Thalamic diaschisis following perinatal stroke is associated with clinical disability.

BACKGROUND: Perinatal stroke causes most hemiparetic cerebral palsy and leads to lifelong disability. Understanding developmental neuroplasticity following early stroke is increasingly translated into novel therapies. Diaschisis refers to alterations brain structures remote from, but connected to, stroke lesions. Ipsilesional thalamic diaschisis has been described following adult stroke but has not been investigated in perinatal stroke. We hypothesized that thalamic diaschisis occurs in perinatal stroke and its degree would be inversely correlated with clinical motor function. METHODS: Population-based, controlled cohort study.
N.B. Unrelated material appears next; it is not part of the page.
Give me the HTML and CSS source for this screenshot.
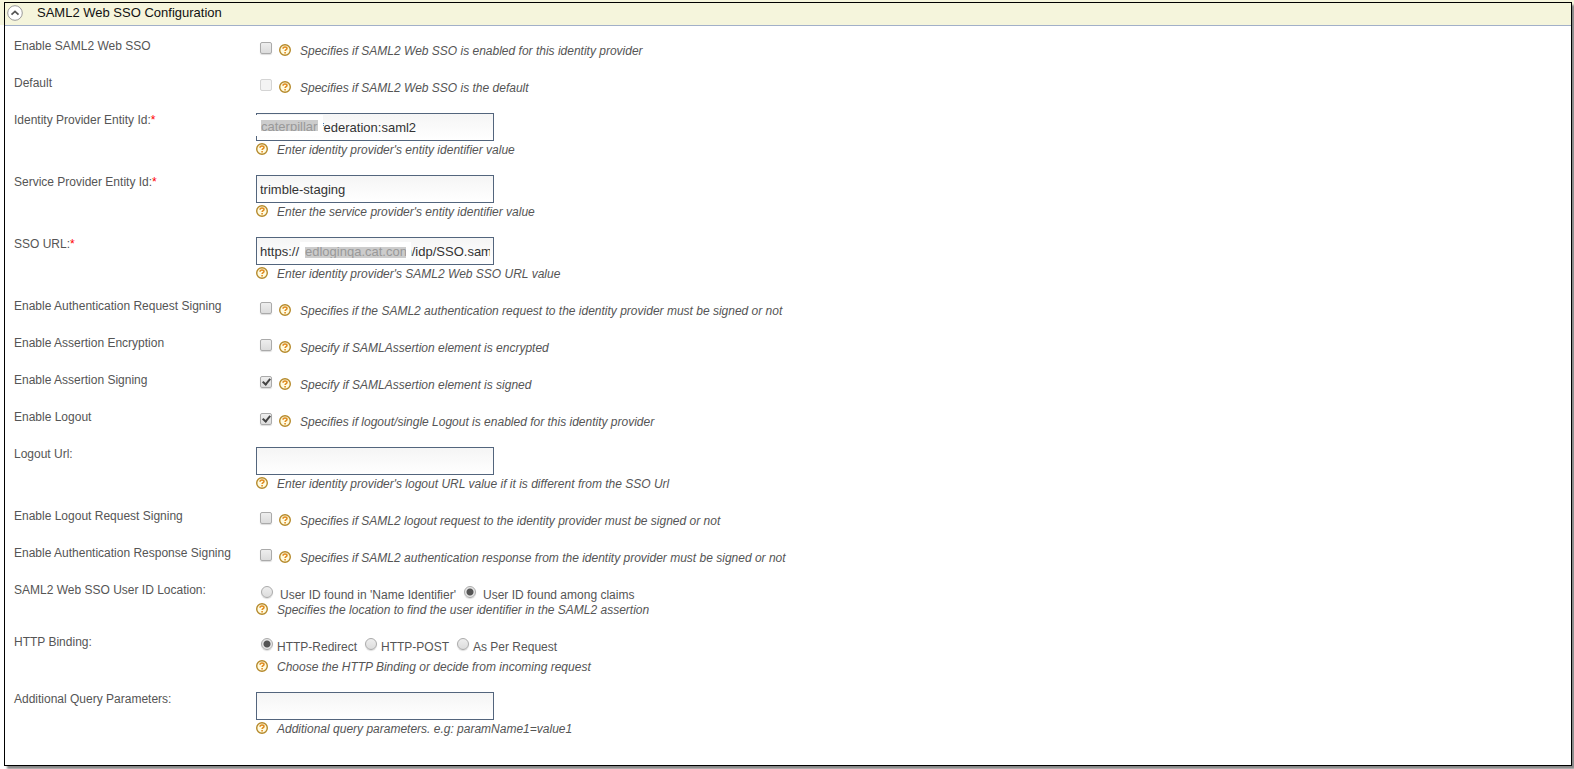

Participants were children (<19 years) with unilateral perinatal stroke (arterial ischemic stroke [AIS] or periventricular venous infarction [PVI]), anatomical magnetic resonance imaging (MRI) >6 months of age, symptomatic hemiparetic cerebral palsy, and no additional neurologic disorders. Typically developing controls had comparable age and gender proportions. T1-weighted anatomical scans were parcellated into 99 regions of interest followed by generation of regional volumes. The primary outcome was thalamic volume expressed as ipsilesional (ILTV), contralesional (CLTV) and thalamic ratio (CLTV/ILTV). Standardized clinical motor assessments were correlated with thalamic volume metrics. RESULTS: Fifty-nine participants (12.9 years old ±4.0 years, 46% female) included 20 AIS, 11 PVI, and 28 controls. ILTV was reduced in both AIS and PVI compared to controls (p < .001, p = .029, respectively). Ipsilesional thalamic diaschisis was not associated with clinical motor function. However, CLTV was significantly larger in AIS compared to both controls and PVI (p = .005, p < .001, respectively). CLTV was inversely correlated with all four clinical motor assessments (all p < .003). CONCLUSION: Bilateral thalamic volume changes occur after perinatal stroke. Ipsilesional volume loss is not associated with clinical motor function. Contralesional volume is inversely correlated with clinical motor function, suggesting the thalamus is involved in the known developmental plasticity that occurs in the contralesional hemisphere after early unilateral injury.

Crossed Cerebellar Atrophy in Perinatal Stroke.

Background and Purpose- Perinatal stroke causes most hemiparetic cerebral palsy and lifelong disability. Crossed cerebellar atrophy (CCA) is chronic cerebellar volume loss following contralateral motor pathway injury. We hypothesized that CCA is quantifiable in perinatal stroke and associated with poor motor outcome. Methods- Term-born children with perinatal stroke, magnetic resonance imaging beyond 6 months of age, and no additional neurological disorders were recruited. Blinded scorers measured cerebellar volumes expressed as ratios (contralesional/ipsilesional), with values <1 suggesting CCA. Motor outcomes including perinatal stroke outcome measure (PSOM) motor and cognitive scores (good/poor), Assisting Hand Assessment, and Melbourne Assessment were compared with cerebellar volume measures. Results- Seventy-three children met criteria (53% male). Mean cerebellar ratios were <1.0 (0.975±0.04; range, 0.885-1.079; P<0.001) suggesting occurrence of CCA. Cerebellar ratios did not differ between stroke types or across PSOM motor outcomes. Larger ipsilesional cerebellar volume was associated with poor PSOM cognitive outcome (P=0.042), possibly with poor PSOM motor outcome (P=0.063), and overall PSOM score (P=0.034). Conclusions- CCA occurs in perinatal stroke but is not strongly associated with motor outcome. However, ipsilesional cerebellar volume is associated with poor cognitive and overall outcomes.